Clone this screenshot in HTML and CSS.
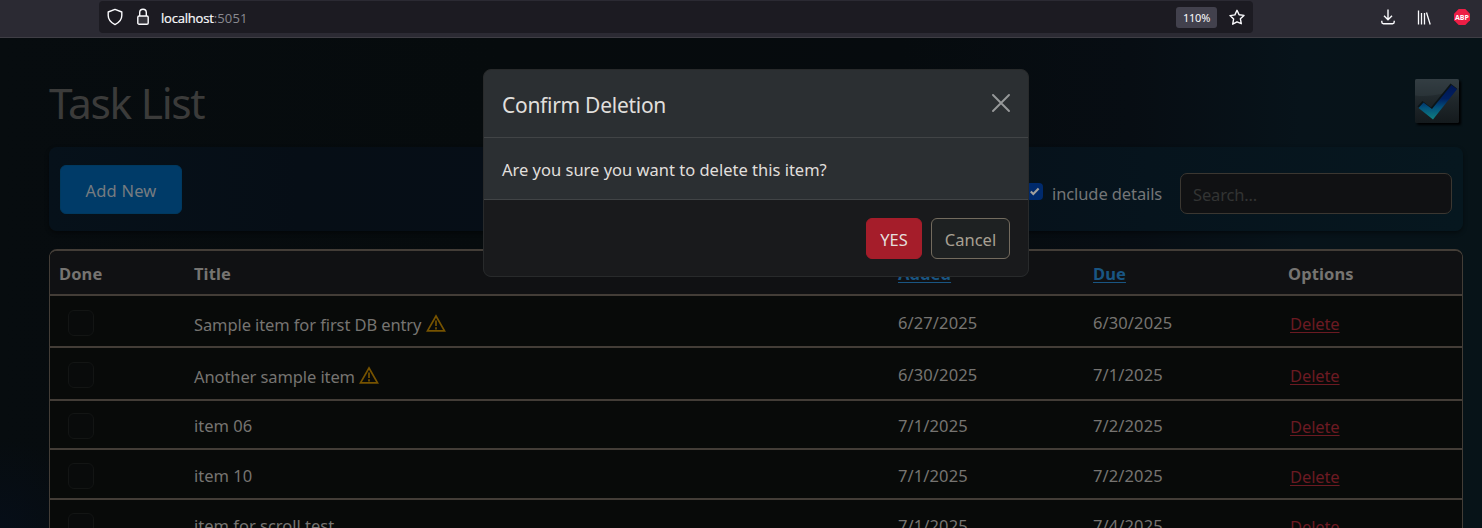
FILE: index.html
```html
<!DOCTYPE html>
<html lang="en">
<head>
<meta charset="utf-8">
<title>Task List</title>
<link rel="stylesheet" href="styles.css">
</head>
<body>
<header class="browser">
  <div class="urlbar">
    <svg class="ic shield" viewBox="0 0 16 18" fill="none" stroke="#fbfbfe" stroke-width="1.4" stroke-linejoin="round"><path d="M8 1.4 14.800 4v3.600c0 3.600-2.600 7-6.800 9-4.200-2-6.800-5.400-6.800-9V4z"/></svg>
    <svg class="ic lock" viewBox="0 0 12 18" fill="none" stroke="#fbfbfe" stroke-width="1.4"><rect x=".8" y="8" width="10.400" height="8.200" rx="1.300" fill="#36353c"/><path d="M2.700 8V4.500a3.300 3.300 0 0 1 6.600 0V8"/></svg>
    <span class="host">localhost</span><span class="port">:5051</span>
    <span class="zoom">110%</span>
    <svg class="ic star" viewBox="0 0 16 17" fill="none" stroke="#fbfbfe" stroke-width="1.4" stroke-linejoin="round"><path d="m8 1.300 2.100 4.500 4.900.6-3.600 3.400.9 4.900L8 12.800l-4.300 2.400.9-5.100L1 6.600l4.900-.7z"/></svg>
  </div>
  <div class="tools">
    <svg class="ic download" viewBox="0 0 14 16" fill="none" stroke="#fbfbfe" stroke-width="1.4"><path d="M7 .5v10M3 6.700l4 4 4-4M.8 11.800v1.300q0 1.600 1.600 1.600h9.200q1.600 0 1.600-1.600v-1.300"/></svg>
    <svg class="ic books" viewBox="0 0 14 15" fill="none" stroke="#fbfbfe" stroke-width="1.300"><path d="M1.500.5v14M4.500 3v11.500M7.500 3v11.500M9.500 2.500l3.700 12"/></svg>
    <svg class="ic abp" viewBox="0 0 16 16"><path d="M4.700 0h6.600L16 4.700v6.600L11.300 16H4.700L0 11.300V4.700z" fill="#ed1e45"/><text x="8" y="10.600" text-anchor="middle" fill="#fff" class="abp-text">ABP</text></svg>
  </div>
</header>
<main class="page">
  <div class="heading">
    <h1>Task List</h1>
    <svg class="logo" viewBox="0 0 46 46">
      <defs>
        <linearGradient id="tile" x1="0" y1="0" x2="0" y2="1"><stop offset="0" stop-color="#303a3f"/><stop offset=".45" stop-color="#20282c"/><stop offset="1" stop-color="#141a1d"/></linearGradient>
        <linearGradient id="tick" x1="0" y1="0" x2="0" y2="1"><stop offset="0" stop-color="#001552"/><stop offset=".4" stop-color="#002060"/><stop offset=".65" stop-color="#03507a"/><stop offset="1" stop-color="#108080"/></linearGradient>
      </defs>
      <rect width="44" height="44" rx="1.500" fill="url(#tile)"/>
      <path d="M0 16.500Q22 19 44 9V1.500Q44 0 42.500 0h-41Q0 0 0 1.500z" fill="#39454a" opacity=".35"/>
      <path d="m2.500 27.500 5-5.500 8.500 6.500L35.500 4.500l6.500 5L18 40z" fill="#0b1418"/>
      <path d="m3.500 29 5-5.500 8.500 6.500L36.500 6l5.500 4.200L18 40.500z" fill="url(#tick)"/>
    </svg>
  </div>
  <section class="toolbar">
    <button class="add">Add New</button>
    <div class="filters">
      <span class="check"><svg viewBox="0 0 17 17" fill="none" stroke="#a3a19d" stroke-width="2.100"><path d="m4.800 8.500 2.500 2.500 5.300-5.500"/></svg></span>
      <span class="details">include details</span>
      <div class="search"><span>Search...</span></div>
    </div>
  </section>
  <section class="table">
    <div class="row head"><span>Done</span><span>Title</span><span><a class="sort">Added</a></span><span><a class="sort">Due</a></span><span>Options</span></div>
    <div class="row tall"><i class="box"></i><span class="t low">Sample item for first DB entry <svg class="warn" viewBox="0 0 20 18"><path d="M10 2 18.500 16.800H1.500z"/><path d="M10 6.500v5.500M10 13.200v2.200"/></svg></span><span class="t date">6/27/2025</span><span class="t date">6/30/2025</span><a class="t del">Delete</a></div>
    <div class="row second"><i class="box"></i><span class="t low">Another sample item <svg class="warn" viewBox="0 0 20 18"><path d="M10 2 18.500 16.800H1.500z"/><path d="M10 6.500v5.500M10 13.200v2.200"/></svg></span><span class="t date">6/30/2025</span><span class="t date">7/1/2025</span><a class="t del">Delete</a></div>
    <div class="row third"><i class="box"></i><span class="t">item 06</span><span class="t date">7/1/2025</span><span class="t date">7/2/2025</span><a class="t del">Delete</a></div>
    <div class="row"><i class="box"></i><span class="t">item 10</span><span class="t date">7/1/2025</span><span class="t date">7/2/2025</span><a class="t del">Delete</a></div>
    <div class="row"><i class="box"></i><span class="t">item for scroll test</span><span class="t date">7/1/2025</span><span class="t date">7/4/2025</span><a class="t del">Delete</a></div>
  </section>
</main>
<div class="modal" role="dialog">
  <div class="modal-header"><h2>Confirm Deletion</h2><svg class="close" viewBox="0 0 18 18" fill="none" stroke="#97999a" stroke-width="1.900" stroke-linecap="round"><path d="m1 1 16 16M17 1 1 17"/></svg></div>
  <div class="modal-body"><span>Are you sure you want to delete this item?</span></div>
  <div class="modal-footer"><button class="btn yes">YES</button><button class="btn cancel">Cancel</button></div>
</div>
</body>
</html>
```
FILE: styles.css
```css
* { box-sizing: border-box; }
body {
  margin: 0;
  height: 528px;
  overflow: hidden;
  position: relative;
  font-family: "Noto Sans", "Open Sans", sans-serif;
  font-size: 16.5px;
  color: #767471;
  background: #070c0f;
}
h1, h2 { margin: 0; font-weight: 400; }
svg { display: block; flex: none; }
button { font: inherit; cursor: pointer; }

.browser {
  height: 38px;
  padding: 1px 0 4px 99px;
  display: flex;
  align-items: flex-start;
  background: #2b2a33;
  border-bottom: 1px solid #3f3e45;
}
.urlbar {
  width: 1154px;
  height: 32px;
  padding: 0 8px;
  display: flex;
  align-items: center;
  border-radius: 4px;
  background: #1c1b22;
  font-size: 13px;
  color: #fbfbfe;
}
.shield { width: 16px; height: 18px; }
.lock { width: 12px; height: 18px; margin: 0 12px 0 14px; }
.host, .port { font-family: "Open Sans", sans-serif; padding-top: 2px; }
.host { letter-spacing: -.2px; -webkit-text-stroke: .2px #fbfbfe; }
.port { color: #8a8990; letter-spacing: .15px; }
.zoom {
  margin-left: auto;
  width: 41px;
  height: 21px;
  line-height: 21px;
  text-align: center;
  border-radius: 3px;
  background: #42414d;
  font-size: 11px;
  letter-spacing: -.2px;
}
.star { width: 16px; height: 17px; margin-left: 12px; }
.tools { display: flex; align-items: center; height: 32px; margin-left: 128px; }
.download { width: 14px; height: 16px; }
.books { width: 14px; height: 15px; margin: 0 23px 0 22px; }
.abp { width: 16px; height: 16px; }
.abp-text { font: 700 7px "Open Sans", sans-serif; }

.page {
  height: 490px;
  padding: 0 19px 0 49px;
  overflow: hidden;
  background:
    radial-gradient(ellipse 90px 90px at 0 490px, #060e18, transparent),
    linear-gradient(90deg, #070c0f 0, #060b0d 500px, #060b0e 900px, #070d13 1130px, #07131a 1300px, #071318 100%);
}
.heading {
  height: 109px;
  display: flex;
  justify-content: space-between;
  align-items: flex-start;
}
h1 { font-size: 42.5px; line-height: 60px; padding-top: 35px; color: #3b3b3a; letter-spacing: -1.3px; }
.logo { width: 46px; height: 46px; margin: 41px 2px 0 0; filter: drop-shadow(2px 2px 1px #000); }

.toolbar {
  height: 84px;
  padding: 0 11px;
  display: flex;
  justify-content: space-between;
  align-items: center;
  border-radius: 8px;
  background: linear-gradient(90deg, #06111a 0, #060e16 250px, #060e18 700px, #06141d 1100px, #06171f 100%);
  box-shadow: 0 2px 4px rgba(0, 0, 0, .45);
}
.add {
  width: 122px;
  height: 49px;
  padding: 2px 0 0;
  border: 1px solid #00395f;
  border-radius: 6px;
  background: #003b68;
  color: #767b80;
  letter-spacing: .2px;
}
.filters { display: flex; align-items: center; padding-top: 9px; }
.check { width: 17px; height: 17px; margin: -4px 9px 0 0; border-radius: 4px; background: #002a6c; }
.details { width: 128px; color: #747677; white-space: nowrap; letter-spacing: -.1px; }
.search {
  width: 272px;
  height: 41px;
  padding: 2px 12px 0;
  display: flex;
  align-items: center;
  border: 1px solid #3b3731;
  border-radius: 7px;
  background: #101113;
  color: #333433;
  letter-spacing: -.15px;
}

.table {
  margin-top: 18px;
  border: 1px solid #433d37;
  border-width: 2px 1px;
  border-radius: 8px 8px 0 0;
  background: #080a09;
  overflow: hidden;
}
.row {
  height: 50px;
  padding-left: 9px;
  display: grid;
  grid-template-columns: 135px 704px 195px 195px 1fr;
  align-items: center;
  border-bottom: 2px solid #433d37;
}
.head { height: 45px; background: #101113; font-weight: 700; letter-spacing: .1px; }
.head span { padding-top: 2px; }
.sort { color: #195582; text-decoration: underline; text-underline-offset: 2px; text-decoration-thickness: 1px; }
.box { width: 26px; height: 26px; margin: 3px 0 0 9px; border: 1px solid #131514; border-radius: 6px; background: #090b0b; }
.row .t { padding-top: 3px; }
.row .date { letter-spacing: .1px; }
.row .low { padding-top: 7px; letter-spacing: -.1px; }
.row .del { color: #6b1a22; padding: 5px 0 0 2px; text-decoration: underline; text-underline-offset: 2px; text-decoration-thickness: 1px; letter-spacing: -.1px; }
.tall { height: 52px; }
.second { height: 53px; }
.third { height: 49px; }
.second .t, .third .t { margin-bottom: 2px; }
.warn { display: inline-block; width: 20px; height: 18px; vertical-align: -1px; fill: none; stroke: #765300; stroke-width: 1.700; }

.modal {
  position: absolute;
  left: 483px;
  top: 69px;
  width: 546px;
  height: 208px;
  border: 1px solid #282a2b;
  border-radius: 8px;
  overflow: hidden;
  background: #2b2f32;
  color: #e0dfdc;
}
.modal-header {
  height: 68px;
  padding: 0 18px;
  display: flex;
  align-items: center;
  justify-content: space-between;
  border-bottom: 1px solid #414446;
}
h2 { font-size: 21px; padding-top: 2px; letter-spacing: -.28px; }
.close { width: 18px; height: 18px; margin-bottom: 1px; }
.modal-body { height: 62px; padding: 1px 18px 0; display: flex; align-items: center; border-bottom: 1px solid #414446; }
.modal-footer { height: 76px; padding: 18px 18px 0 0; display: flex; justify-content: flex-end; gap: 9px; background: #191a1c; }
.btn { height: 41px; padding: 1px 0 0; border-radius: 6px; border: 1px solid; }
.yes { width: 56px; background: #a51d2a; border-color: #a51d2a; color: #e4dfdc; }
.cancel { width: 79px; background: #1e2122; border-color: #736b5e; color: #a8a093; }
```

+ + +

Search the lines above for the string "this", then show every one that has it.

*Problem solution*
Clone this screenshot in HTML and CSS.
  <div class="modal-body"><span>Are you sure you want to delete this item?</span></div>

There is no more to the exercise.